=== RECORDED INFORMATION ===

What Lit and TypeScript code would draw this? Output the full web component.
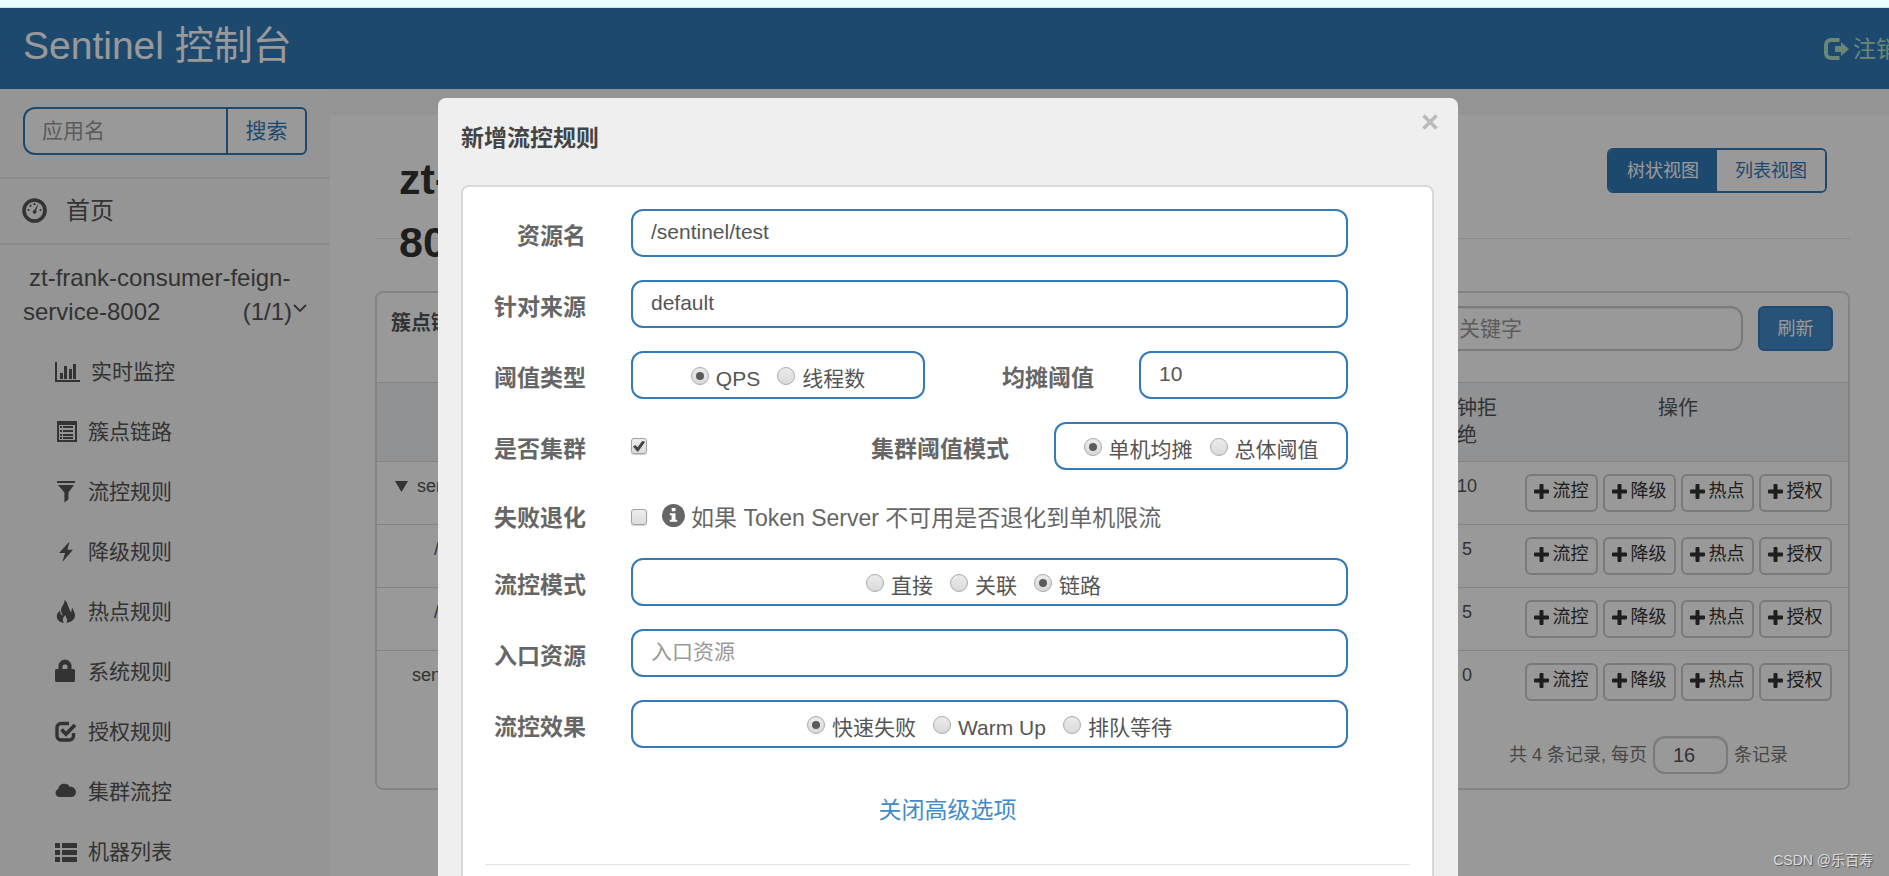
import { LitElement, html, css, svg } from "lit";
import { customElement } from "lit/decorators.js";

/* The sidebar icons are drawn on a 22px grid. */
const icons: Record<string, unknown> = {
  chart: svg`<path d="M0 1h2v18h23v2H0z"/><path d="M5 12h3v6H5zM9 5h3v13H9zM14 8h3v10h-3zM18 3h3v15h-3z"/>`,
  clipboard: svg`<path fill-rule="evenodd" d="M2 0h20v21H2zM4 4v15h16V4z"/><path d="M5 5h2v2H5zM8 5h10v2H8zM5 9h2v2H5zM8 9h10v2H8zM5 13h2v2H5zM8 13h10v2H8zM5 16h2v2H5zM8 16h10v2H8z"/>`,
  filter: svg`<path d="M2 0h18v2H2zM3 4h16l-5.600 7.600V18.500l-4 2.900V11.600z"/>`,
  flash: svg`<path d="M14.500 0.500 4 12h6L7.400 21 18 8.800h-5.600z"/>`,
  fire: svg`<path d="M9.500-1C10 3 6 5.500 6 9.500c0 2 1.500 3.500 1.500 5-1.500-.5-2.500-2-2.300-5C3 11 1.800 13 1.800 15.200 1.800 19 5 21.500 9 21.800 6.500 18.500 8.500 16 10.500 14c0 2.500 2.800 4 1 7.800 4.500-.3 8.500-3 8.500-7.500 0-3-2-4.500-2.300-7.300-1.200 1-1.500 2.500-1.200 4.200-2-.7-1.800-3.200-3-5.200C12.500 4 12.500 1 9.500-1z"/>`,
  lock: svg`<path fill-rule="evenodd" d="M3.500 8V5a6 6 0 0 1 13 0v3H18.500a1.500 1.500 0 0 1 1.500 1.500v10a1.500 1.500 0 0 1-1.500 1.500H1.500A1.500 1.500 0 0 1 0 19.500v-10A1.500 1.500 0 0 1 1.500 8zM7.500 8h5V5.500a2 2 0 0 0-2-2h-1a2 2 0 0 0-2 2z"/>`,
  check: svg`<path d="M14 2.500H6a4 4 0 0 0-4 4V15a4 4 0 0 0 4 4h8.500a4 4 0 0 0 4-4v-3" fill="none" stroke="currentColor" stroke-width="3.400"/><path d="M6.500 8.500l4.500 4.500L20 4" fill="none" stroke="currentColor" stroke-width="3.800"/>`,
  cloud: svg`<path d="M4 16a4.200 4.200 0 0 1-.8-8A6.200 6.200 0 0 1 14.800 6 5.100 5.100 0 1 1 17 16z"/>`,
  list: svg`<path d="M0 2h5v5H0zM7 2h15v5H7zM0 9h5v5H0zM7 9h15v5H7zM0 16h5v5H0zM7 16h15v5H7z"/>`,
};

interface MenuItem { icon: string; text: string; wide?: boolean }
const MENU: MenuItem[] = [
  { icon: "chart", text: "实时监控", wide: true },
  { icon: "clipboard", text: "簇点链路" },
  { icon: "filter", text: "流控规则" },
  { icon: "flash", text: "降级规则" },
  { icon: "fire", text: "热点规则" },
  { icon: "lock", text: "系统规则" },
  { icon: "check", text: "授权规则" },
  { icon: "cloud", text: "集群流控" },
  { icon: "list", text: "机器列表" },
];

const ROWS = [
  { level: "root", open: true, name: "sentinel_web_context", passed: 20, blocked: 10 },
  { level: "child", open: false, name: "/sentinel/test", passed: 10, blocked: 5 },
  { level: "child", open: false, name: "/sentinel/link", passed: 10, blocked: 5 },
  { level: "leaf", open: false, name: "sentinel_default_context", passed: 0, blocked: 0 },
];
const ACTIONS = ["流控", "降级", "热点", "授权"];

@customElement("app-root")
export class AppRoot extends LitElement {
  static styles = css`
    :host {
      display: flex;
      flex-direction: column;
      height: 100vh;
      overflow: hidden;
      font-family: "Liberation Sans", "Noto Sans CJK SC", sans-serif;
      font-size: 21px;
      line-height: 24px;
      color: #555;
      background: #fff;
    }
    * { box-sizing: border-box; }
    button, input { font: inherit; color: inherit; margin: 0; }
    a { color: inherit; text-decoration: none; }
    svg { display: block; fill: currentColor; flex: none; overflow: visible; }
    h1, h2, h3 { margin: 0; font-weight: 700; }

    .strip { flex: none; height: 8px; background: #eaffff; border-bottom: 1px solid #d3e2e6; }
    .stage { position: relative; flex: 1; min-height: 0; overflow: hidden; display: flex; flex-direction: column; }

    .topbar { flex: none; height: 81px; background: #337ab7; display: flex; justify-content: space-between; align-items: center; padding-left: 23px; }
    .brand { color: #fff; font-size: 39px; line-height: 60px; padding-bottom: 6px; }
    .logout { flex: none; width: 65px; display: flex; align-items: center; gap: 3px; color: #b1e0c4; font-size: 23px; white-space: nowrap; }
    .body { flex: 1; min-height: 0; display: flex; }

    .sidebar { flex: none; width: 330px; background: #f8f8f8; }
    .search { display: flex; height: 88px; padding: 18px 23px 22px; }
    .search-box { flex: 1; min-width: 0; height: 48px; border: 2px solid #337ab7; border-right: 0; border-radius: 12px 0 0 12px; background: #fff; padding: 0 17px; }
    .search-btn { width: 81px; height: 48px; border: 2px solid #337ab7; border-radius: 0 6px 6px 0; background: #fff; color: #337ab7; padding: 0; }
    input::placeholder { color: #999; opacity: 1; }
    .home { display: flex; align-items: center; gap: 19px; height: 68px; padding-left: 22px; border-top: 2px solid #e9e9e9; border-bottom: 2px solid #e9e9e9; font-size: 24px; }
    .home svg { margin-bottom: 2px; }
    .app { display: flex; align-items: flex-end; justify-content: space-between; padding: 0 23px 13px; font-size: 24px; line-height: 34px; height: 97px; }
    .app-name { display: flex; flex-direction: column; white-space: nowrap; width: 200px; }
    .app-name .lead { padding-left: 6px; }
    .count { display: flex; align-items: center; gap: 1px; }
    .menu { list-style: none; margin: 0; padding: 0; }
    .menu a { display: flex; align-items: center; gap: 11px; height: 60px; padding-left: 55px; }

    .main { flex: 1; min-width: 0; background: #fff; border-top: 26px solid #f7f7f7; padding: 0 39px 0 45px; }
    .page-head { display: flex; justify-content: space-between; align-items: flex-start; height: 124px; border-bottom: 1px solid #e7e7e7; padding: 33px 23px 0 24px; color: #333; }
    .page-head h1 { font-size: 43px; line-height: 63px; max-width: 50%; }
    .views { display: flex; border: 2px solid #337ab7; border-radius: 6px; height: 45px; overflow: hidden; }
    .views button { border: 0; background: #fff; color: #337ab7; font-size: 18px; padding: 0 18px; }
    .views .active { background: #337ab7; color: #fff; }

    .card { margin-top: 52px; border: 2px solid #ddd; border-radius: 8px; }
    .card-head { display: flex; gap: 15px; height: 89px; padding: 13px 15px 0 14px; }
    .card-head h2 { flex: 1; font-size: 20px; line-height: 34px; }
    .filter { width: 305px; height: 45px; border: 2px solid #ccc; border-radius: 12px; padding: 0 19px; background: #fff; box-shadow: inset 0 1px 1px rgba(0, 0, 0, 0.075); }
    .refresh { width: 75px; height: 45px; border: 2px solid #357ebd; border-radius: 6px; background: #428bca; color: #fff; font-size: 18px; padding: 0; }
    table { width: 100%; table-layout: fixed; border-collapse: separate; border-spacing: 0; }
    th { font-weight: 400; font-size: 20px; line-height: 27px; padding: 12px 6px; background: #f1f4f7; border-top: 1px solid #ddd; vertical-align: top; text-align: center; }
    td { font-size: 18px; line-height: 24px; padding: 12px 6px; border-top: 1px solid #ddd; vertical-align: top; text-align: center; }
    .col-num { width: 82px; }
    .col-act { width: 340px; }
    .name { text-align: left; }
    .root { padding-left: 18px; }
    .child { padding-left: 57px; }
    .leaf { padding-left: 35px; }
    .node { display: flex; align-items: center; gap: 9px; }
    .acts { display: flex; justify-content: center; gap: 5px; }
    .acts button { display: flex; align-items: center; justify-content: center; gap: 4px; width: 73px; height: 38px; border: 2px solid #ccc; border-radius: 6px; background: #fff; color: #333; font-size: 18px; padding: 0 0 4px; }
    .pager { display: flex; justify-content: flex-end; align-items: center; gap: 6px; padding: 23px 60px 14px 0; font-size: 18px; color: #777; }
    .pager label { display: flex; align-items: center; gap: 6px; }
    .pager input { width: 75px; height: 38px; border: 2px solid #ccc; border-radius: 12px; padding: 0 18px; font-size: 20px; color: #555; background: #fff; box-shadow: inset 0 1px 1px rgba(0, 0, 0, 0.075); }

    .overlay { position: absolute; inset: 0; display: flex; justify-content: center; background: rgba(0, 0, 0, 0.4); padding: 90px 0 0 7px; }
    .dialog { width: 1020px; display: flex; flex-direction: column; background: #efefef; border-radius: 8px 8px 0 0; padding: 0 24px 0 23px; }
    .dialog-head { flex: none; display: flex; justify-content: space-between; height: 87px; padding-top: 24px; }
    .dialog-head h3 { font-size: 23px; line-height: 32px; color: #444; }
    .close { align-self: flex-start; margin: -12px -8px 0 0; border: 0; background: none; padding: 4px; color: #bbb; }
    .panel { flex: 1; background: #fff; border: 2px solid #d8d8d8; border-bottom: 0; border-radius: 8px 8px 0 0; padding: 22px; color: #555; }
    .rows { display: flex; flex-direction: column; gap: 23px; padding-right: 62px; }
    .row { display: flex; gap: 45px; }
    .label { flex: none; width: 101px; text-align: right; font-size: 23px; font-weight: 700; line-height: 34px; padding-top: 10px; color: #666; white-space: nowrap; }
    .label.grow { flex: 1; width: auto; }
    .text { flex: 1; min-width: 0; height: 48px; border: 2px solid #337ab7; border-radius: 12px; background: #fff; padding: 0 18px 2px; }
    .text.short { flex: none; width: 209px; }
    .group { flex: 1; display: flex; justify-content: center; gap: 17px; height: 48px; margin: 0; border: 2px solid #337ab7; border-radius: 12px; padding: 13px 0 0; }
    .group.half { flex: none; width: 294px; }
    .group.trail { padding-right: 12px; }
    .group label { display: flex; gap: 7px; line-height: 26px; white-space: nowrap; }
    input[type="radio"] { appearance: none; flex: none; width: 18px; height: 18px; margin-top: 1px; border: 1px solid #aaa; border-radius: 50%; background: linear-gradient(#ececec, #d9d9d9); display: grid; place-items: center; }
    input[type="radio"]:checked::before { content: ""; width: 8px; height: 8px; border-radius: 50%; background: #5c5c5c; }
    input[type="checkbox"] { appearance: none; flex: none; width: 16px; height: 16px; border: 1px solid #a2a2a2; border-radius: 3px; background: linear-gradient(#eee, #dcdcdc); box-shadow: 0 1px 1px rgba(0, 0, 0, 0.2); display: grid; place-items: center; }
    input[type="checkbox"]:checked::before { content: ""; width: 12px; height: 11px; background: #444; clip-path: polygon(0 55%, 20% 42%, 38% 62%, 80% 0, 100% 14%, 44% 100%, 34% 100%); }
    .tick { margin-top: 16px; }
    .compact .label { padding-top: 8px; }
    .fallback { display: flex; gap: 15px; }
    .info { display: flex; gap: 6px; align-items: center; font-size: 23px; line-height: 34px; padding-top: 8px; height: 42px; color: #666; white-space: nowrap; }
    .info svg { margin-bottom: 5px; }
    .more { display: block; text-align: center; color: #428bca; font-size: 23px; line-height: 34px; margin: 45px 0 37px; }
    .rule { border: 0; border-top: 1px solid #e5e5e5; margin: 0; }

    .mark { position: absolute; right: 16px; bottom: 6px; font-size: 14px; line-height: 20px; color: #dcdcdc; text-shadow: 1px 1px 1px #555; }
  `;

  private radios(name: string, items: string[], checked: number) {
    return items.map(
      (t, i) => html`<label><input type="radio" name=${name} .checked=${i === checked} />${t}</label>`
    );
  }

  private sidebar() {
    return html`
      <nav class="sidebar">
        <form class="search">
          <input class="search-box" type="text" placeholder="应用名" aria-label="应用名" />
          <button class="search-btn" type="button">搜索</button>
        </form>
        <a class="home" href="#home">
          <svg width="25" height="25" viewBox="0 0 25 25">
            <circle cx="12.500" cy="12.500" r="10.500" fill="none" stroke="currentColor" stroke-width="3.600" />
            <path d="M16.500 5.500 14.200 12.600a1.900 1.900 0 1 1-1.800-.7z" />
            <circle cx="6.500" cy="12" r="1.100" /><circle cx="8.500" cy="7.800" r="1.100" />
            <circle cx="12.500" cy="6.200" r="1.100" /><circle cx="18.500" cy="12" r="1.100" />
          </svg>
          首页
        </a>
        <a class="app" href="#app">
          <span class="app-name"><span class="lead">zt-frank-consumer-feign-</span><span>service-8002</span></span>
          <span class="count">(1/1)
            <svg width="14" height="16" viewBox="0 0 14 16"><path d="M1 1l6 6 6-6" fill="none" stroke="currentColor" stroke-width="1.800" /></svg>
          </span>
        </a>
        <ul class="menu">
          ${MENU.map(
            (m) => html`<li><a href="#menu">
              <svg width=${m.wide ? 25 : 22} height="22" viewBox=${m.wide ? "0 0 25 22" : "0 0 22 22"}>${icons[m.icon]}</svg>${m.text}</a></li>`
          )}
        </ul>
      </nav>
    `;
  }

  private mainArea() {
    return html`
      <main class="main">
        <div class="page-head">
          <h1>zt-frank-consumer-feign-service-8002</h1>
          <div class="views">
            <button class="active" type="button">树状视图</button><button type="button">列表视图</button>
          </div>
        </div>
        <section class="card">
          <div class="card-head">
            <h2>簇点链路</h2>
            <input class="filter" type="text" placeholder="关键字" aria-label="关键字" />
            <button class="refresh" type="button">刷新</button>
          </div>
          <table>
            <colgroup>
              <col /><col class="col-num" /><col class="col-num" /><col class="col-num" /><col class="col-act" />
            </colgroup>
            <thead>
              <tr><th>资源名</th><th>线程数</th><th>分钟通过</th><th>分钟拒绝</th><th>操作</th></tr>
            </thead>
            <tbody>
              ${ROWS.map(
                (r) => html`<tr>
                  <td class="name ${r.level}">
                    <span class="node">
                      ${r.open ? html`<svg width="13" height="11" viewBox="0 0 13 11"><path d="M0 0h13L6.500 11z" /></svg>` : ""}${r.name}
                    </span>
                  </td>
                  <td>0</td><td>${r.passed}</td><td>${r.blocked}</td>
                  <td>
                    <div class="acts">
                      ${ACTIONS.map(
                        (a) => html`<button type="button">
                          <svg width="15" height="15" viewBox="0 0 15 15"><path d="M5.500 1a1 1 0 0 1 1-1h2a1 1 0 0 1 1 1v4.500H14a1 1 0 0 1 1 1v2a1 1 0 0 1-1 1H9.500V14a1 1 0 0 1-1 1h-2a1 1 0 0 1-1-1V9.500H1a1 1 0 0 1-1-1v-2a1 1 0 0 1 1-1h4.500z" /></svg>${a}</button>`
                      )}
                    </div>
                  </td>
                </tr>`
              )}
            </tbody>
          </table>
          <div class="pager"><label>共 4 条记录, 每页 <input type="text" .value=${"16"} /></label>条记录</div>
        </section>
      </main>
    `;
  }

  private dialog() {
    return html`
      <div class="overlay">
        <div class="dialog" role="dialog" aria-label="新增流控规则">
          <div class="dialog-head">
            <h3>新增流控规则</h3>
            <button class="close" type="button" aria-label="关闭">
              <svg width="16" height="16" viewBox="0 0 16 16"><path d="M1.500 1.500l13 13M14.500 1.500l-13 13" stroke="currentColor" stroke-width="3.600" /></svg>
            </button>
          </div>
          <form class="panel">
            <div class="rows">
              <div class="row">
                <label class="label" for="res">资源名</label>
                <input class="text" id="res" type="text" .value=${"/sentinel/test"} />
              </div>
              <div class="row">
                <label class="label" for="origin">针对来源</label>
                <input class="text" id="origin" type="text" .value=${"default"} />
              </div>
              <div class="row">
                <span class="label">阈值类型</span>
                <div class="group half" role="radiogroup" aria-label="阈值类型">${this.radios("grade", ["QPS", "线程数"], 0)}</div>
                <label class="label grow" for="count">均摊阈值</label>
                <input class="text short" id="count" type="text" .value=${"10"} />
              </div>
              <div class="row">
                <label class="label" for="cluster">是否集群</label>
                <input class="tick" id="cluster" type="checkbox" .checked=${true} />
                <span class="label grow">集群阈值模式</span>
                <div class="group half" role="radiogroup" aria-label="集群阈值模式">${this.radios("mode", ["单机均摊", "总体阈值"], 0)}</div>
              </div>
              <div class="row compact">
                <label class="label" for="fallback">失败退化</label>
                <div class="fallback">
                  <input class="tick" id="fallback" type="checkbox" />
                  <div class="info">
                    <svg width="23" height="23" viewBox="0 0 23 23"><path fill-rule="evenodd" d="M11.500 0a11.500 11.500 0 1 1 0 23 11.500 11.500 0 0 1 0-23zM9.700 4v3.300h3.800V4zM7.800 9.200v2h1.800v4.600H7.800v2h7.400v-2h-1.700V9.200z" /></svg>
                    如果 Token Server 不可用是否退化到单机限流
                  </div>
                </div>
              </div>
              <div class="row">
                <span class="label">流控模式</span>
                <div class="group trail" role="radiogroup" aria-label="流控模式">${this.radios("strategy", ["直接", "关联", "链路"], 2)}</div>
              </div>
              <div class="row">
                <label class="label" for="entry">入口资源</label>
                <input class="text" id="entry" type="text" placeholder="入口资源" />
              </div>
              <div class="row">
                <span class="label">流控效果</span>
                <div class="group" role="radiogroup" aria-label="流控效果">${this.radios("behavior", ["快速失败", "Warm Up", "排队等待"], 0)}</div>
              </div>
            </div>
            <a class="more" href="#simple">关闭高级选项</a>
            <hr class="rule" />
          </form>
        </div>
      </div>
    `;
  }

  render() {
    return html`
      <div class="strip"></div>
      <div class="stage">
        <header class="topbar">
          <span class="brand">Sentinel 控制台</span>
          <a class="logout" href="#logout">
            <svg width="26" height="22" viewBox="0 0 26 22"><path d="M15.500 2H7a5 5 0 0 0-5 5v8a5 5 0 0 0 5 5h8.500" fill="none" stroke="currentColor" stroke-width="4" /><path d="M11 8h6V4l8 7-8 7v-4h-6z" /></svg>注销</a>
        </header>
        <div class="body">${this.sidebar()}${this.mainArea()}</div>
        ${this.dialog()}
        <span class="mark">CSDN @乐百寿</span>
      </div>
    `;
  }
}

=== TASK PROMPT ===
Check each line above for "this" and return the ones that have it.

=== RESULT OF THE TASK ===
What Lit and TypeScript code would draw this? Output the full web component.
                <div class="group half" role="radiogroup" aria-label="阈值类型">${this.radios("grade", ["QPS", "线程数"], 0)}</div>
                <div class="group half" role="radiogroup" aria-label="集群阈值模式">${this.radios("mode", ["单机均摊", "总体阈值"], 0)}</div>
                <div class="group trail" role="radiogroup" aria-label="流控模式">${this.radios("strategy", ["直接", "关联", "链路"], 2)}</div>
                <div class="group" role="radiogroup" aria-label="流控效果">${this.radios("behavior", ["快速失败", "Warm Up", "排队等待"], 0)}</div>
        <div class="body">${this.sidebar()}${this.mainArea()}</div>
        ${this.dialog()}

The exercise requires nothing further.